Web page code records:
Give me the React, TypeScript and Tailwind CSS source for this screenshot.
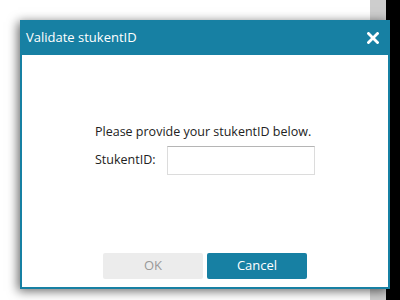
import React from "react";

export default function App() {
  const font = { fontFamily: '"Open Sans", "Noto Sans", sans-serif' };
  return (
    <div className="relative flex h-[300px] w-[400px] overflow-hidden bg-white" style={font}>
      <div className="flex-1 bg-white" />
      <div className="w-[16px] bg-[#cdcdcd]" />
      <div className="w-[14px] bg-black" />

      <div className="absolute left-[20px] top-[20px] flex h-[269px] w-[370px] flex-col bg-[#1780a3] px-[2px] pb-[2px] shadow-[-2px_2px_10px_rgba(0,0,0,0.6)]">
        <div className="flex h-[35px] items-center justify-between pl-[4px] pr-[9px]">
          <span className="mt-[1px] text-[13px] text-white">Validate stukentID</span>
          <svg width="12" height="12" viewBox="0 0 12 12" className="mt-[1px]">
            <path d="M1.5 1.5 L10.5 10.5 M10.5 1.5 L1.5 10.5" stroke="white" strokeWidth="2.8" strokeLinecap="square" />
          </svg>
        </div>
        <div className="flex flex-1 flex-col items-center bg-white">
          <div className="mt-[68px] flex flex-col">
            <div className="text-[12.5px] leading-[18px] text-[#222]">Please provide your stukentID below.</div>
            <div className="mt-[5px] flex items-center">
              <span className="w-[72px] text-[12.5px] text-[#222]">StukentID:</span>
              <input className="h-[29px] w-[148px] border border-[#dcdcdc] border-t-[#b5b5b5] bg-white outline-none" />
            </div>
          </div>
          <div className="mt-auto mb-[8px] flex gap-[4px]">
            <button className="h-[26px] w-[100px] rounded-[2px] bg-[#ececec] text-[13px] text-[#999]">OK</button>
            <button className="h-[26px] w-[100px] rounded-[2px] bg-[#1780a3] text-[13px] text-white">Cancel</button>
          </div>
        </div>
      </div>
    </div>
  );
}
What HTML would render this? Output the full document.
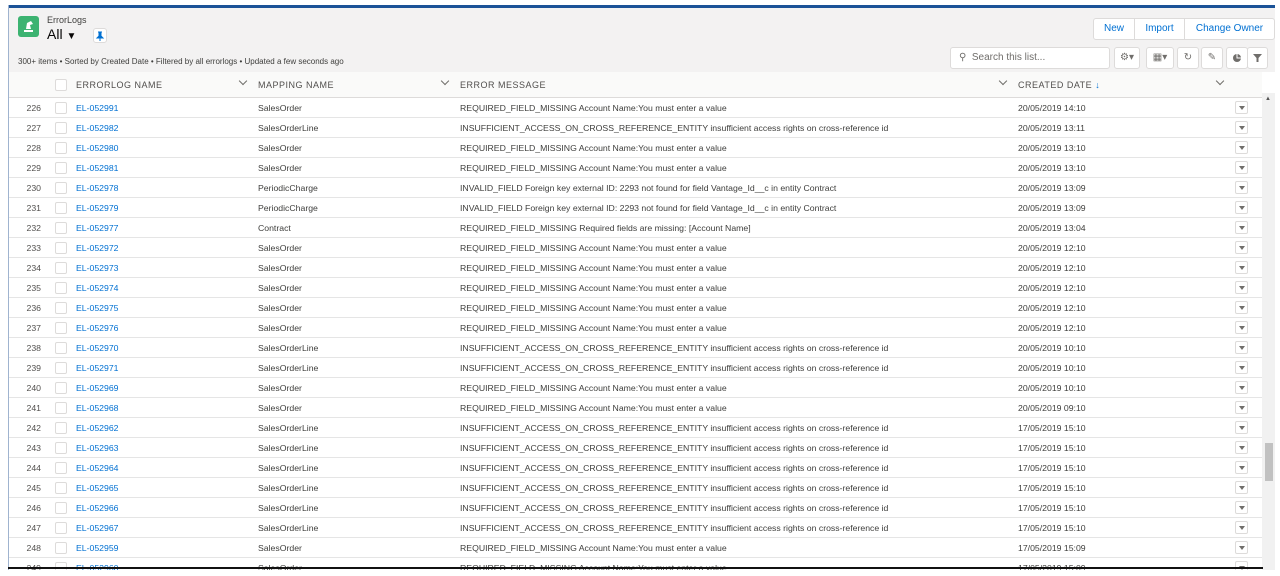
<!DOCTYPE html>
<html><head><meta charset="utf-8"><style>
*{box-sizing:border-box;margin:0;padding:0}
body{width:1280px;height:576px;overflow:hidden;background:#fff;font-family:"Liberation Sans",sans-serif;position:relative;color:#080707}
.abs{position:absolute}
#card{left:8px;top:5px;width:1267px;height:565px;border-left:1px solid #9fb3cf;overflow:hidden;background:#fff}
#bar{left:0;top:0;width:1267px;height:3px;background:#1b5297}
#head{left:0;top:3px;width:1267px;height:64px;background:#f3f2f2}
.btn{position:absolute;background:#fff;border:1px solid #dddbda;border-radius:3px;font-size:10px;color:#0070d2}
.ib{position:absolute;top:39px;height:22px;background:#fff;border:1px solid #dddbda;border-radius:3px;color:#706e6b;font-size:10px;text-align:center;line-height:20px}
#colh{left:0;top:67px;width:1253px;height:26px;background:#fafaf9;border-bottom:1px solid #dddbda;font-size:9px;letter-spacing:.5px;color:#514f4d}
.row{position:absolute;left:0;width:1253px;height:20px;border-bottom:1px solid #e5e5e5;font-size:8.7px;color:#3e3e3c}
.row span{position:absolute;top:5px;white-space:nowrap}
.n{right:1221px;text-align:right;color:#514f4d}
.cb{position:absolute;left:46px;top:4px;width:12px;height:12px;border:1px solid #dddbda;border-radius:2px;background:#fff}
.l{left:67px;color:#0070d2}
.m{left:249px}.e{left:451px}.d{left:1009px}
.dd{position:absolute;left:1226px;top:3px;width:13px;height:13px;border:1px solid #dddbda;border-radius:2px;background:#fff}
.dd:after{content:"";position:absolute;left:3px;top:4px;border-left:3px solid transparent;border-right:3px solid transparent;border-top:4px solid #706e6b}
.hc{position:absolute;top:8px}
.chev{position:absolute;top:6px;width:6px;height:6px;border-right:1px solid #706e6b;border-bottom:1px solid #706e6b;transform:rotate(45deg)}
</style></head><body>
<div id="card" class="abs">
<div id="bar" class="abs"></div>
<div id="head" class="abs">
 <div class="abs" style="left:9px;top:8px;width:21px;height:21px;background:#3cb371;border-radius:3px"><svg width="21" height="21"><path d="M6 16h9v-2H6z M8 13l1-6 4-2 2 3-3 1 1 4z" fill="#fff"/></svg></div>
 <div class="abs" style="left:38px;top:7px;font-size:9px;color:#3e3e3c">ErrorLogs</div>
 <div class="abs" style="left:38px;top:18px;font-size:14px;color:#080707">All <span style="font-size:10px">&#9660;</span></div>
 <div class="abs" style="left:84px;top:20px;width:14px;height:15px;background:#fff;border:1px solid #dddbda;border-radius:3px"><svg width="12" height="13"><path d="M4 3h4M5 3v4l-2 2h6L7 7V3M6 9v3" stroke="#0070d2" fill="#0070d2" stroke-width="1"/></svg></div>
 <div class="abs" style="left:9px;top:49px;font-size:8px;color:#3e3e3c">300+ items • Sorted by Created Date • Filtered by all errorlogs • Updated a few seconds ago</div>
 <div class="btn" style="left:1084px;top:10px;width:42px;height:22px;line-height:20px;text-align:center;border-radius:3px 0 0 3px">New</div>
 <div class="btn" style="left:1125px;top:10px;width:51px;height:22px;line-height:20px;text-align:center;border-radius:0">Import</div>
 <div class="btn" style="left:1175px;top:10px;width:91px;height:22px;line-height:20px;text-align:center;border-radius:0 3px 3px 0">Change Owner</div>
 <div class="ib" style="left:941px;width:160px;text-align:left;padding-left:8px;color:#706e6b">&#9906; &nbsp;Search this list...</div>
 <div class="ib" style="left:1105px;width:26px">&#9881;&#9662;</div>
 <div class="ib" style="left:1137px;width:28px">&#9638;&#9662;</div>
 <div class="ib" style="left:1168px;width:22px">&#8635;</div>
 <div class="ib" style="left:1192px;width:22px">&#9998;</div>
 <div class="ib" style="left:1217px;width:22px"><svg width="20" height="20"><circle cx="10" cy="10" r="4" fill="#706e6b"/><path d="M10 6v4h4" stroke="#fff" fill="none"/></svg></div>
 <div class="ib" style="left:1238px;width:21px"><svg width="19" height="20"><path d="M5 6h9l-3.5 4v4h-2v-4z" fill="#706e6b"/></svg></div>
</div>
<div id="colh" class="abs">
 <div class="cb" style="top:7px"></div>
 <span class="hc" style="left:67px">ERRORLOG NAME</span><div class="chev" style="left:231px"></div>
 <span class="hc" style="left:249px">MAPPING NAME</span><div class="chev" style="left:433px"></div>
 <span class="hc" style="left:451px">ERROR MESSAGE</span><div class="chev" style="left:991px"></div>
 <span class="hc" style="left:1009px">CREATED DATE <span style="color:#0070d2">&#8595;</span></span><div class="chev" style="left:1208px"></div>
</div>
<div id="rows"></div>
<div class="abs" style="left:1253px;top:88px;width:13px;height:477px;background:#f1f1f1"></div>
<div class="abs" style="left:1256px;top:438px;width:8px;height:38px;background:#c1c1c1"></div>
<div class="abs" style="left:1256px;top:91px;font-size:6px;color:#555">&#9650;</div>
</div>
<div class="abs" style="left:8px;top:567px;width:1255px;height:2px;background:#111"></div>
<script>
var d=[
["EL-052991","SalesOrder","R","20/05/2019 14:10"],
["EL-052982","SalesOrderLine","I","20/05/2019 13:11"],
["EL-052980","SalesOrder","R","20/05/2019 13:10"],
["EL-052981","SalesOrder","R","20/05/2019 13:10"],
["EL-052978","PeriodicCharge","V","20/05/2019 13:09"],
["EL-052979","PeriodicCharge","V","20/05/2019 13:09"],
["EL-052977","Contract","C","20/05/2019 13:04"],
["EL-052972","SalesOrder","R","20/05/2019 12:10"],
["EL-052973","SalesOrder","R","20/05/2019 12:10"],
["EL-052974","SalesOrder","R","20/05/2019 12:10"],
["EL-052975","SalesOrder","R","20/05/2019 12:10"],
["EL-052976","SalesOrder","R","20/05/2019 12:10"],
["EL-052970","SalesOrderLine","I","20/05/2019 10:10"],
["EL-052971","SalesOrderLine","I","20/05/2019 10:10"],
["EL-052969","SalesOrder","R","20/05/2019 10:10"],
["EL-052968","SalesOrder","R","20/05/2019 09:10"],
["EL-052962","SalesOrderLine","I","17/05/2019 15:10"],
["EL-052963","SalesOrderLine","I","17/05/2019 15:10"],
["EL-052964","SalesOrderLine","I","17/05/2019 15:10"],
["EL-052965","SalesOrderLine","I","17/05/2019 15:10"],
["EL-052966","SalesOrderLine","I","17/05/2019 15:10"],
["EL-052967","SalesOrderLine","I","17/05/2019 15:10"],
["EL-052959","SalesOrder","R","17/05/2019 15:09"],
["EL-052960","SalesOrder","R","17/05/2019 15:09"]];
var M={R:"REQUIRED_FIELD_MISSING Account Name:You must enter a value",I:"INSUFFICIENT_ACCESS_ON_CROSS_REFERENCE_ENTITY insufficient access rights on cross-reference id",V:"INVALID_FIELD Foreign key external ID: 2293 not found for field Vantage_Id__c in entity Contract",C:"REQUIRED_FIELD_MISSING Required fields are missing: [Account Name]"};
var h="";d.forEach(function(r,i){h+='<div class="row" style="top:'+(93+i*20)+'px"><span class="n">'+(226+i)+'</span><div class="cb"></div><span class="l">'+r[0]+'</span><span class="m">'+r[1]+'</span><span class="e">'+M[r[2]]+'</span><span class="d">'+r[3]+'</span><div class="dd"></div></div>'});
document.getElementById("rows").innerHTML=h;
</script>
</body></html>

### WHAT THIS TASK INVOLVES
Begin at the first line of the data above and repeat each line exactly, stopping after the line containing "import React from". Omit the pictures.

### THE REPLY
Give me the React, TypeScript and Tailwind CSS source for this screenshot.
import React from "react";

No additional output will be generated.